The bearing wheel needs to ride on the edge of the board (meaning you cannot use that guide if you want to machine the whole thickness of the edge). If more of the bit were exposed, it would be difficult to keep the router aligned at 90 degrees to the edge, leaving an uneven edge. Ditto if the bit diameter exceeds the bearing wheel diameter.

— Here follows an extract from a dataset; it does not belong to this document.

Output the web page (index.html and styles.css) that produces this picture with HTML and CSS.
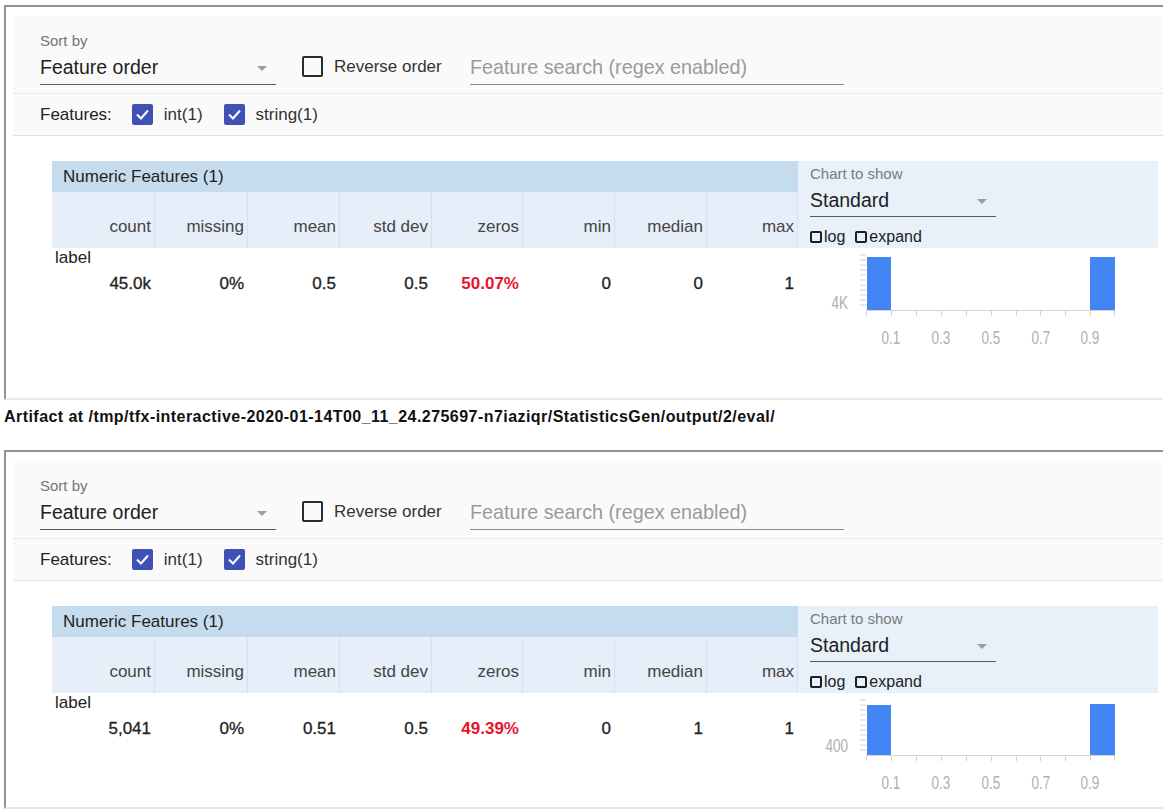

The guide allows you to follow a curve (convex or concave). For a straight edge. You might find a parallel guide easier to use.
I had one of those for an old craftsman router 45yrs ago. I found bits with their own bearings to be a better and simpler method.

Rich
@LeftFinger ,
Agreed. This question came up in another thread in mid2020. I said at the time that I can not think of a use case today.
This is a offset edge guide great for irregular shapes ( like putting a groove 1/2 in from edge of a circle)
@Semipro ,
in my hands that would be an invitation for sadness. I accept that someone more skilled could do better, but I would stick to a circle-cutting jig, or a two-point guide attached to the parallel guide (for convex shapes).
There are frequent times when laminate trimming that a router bit with an attached bearing is not the best choice. These attached bearing bits are a great choice for flush trimming, but not the best for trimming laminates, though some frequently get away with it.

The use of this guide allows the bearing to be moved a little further away from the cut, leaving a wider gap between the cut and the bearing rub point. Frequently when laminating, there is enough contact cement at the cutting point to gum up the bits with attached bearings, to the point where the bearing will begin also spinning at the bit speed. This will leave a burn in the laminate where the now spinning bearing is rubbing against it. I got into the habit of not only using a non bearing style bit and one of these guides, but also painting a thin layer of Vaseline petroleum jelly along where the bearing will rub. Even with this separately adjusted bearing, there is a chance that the bearing will leave a mark where it rubs, so this extra lubrication step prevents it. (cheap insurance).

You also need a base plate for that laminate trimmer. Don't use it without one. It can be a full circle, but is frequently horse shoe shaped with an open side so you can view the cut more easily.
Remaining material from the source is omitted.